AOF Recovery Runbook

Version: Phase 1.5
Last Updated: 2026-02-15
Audience: Operators, SREs, DevOps teams


Overview

This runbook covers recovery features introduced in Phase 1.5 Recovery Hardening. These features detect and surface stalled tasks, daemon failures, and dispatch problems.
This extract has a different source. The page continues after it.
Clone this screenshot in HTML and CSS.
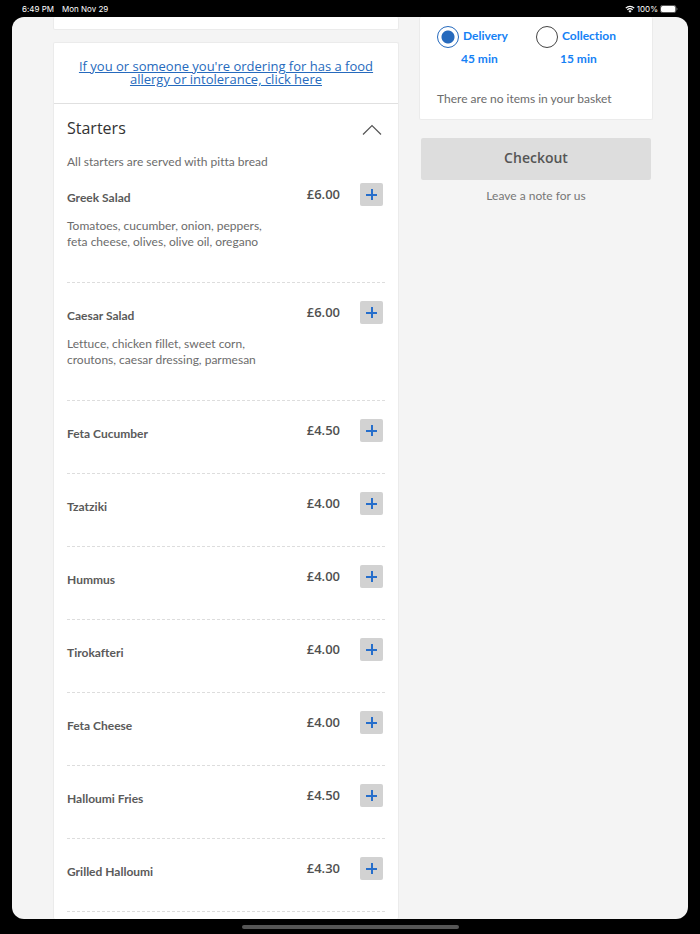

All features are opt-in or advisory and follow AOF’s ejectable design philosophy.

Covered features:

  • Daemon health monitoring (watchdog)
  • CLI recovery hooks (--recover-on-failure)
  • Deadletter task handling + resurrection
  • SLA alerting (advisory)

Operational truths (Phase 1.5):

  • Recovery actions require explicit operator intent
  • SLA + deadletter alerts are console alerts (stderr) in Phase 1.5
  • Event logs are date-rotated JSONL files

See also:

  • docs/DEPLOYMENT.md (watchdog deployment patterns)
  • docs/SLA-GUIDE.md (SLA configuration + tuning)
  • docs/event-logs.md (event log locations)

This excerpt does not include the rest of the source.